Stefan Jovanovich adds:
There is no question that the Panic of 1907 created a trans-Atlantic consensus that trade had to be "better managed" by the financial authorities in London and New York through coordinated central banking. What is usually omitted from the story is how much of that consensus came from purely mercantilist interests. Both the Brits and the Americans had been literally shocked by how effective the Norwegians and Germans had become as competitors in the North Atlantic shipping trade. (J.P. Morgan's one conspicuous failure was his attempt to create a shipping trust; the Hamburg-American Line saw no reason why they should abandon their Wal-Mart approach to fare pricing.) Cecil Rhodes and Teddy Roosevelt contributed their view that the "Anglo-Saxon" race should rule the world and its gold supply. Gary's comment about xenophobia is, If anything, too polite with regard to Aldrich-Vreeland and what followed. Our modern monetary system has its founding in a joint desire of the more leveraged British and American banks to create a permanent imperial preference that would allow them to be able to clip their own coins in the name of "the money supply". What is amazing is that this is - even now - considered a good thing by the same academics who shudder at the idea that people should be able to ship goods and send services across sovereign boundaries by paying an ad valorem customs excise and not bothering the WTO.
Read more here.
What is completely forgotten is that the pre-WW I Left in the United States and France agreed with laissez faire capitalists on the question of open trade and the gold standard. As Michael Polyani's brother Karl puts it, "where Marx and Ricardo agreed, the nineteenth century knew no doubt." The Socialists and peaceful anarchists like my grandfather agreed with their class enemies: both opposed the Federal Reserve Act because it would allow the government to spend money it had neither borrowed nor collected in taxes. Both agreed that the gold standard and trade taxed at value but not otherwise restricted were the foundations of the capitalist economic order. The Socialists like Jean Jaures assumed that the growth of international commerce would lead to a peaceful transformation of world affairs because it would make war financially impossible. They were right, of course. And a lot of good it did them.

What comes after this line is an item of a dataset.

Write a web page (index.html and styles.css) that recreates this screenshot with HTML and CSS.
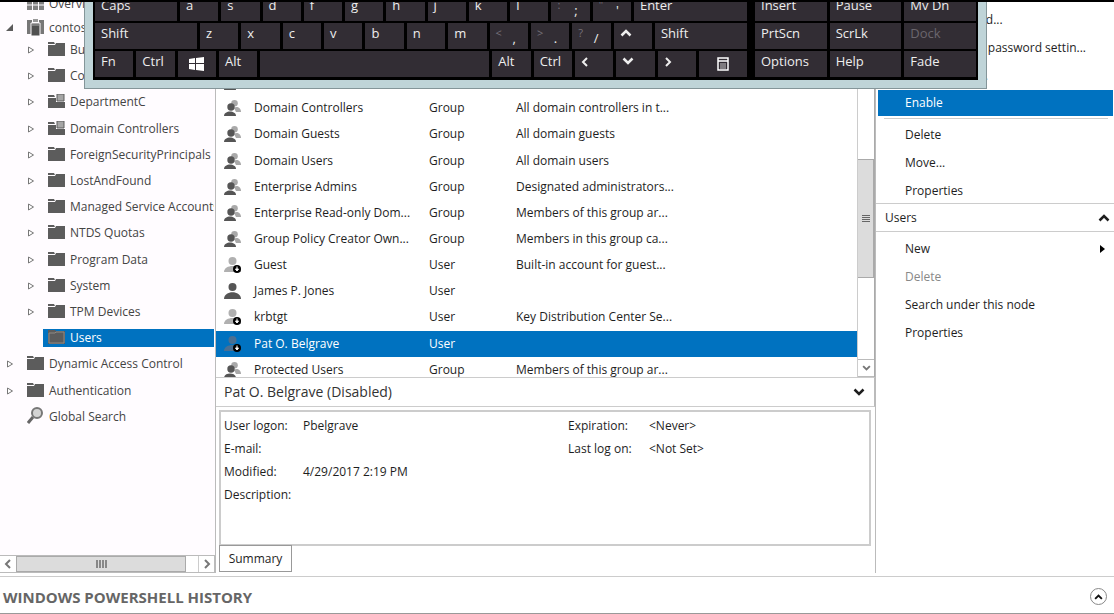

Without the Federal Reserve's literal monopoly over international transfers, it would have been impossible for the Wilson Administration to allow the Treasury Department to (1) suspend the domestic gold standard, (2) close the NY stock exchange for 4 months, and (3) reach swap agreements with Britain and France that allowed them to run a bar tab for war supplies. If international exchange had followed the old pattern of individual banks dealing with their foreign correspondents, the more cautious American banks would very quickly have come to the conclusion that their correspondent's IOUs could no longer be discounted and they would need to ask for some gold bars to be packed in barrels and put on a ship heading west before they sent the next shipment of artillery shell casings from Pittsburgh.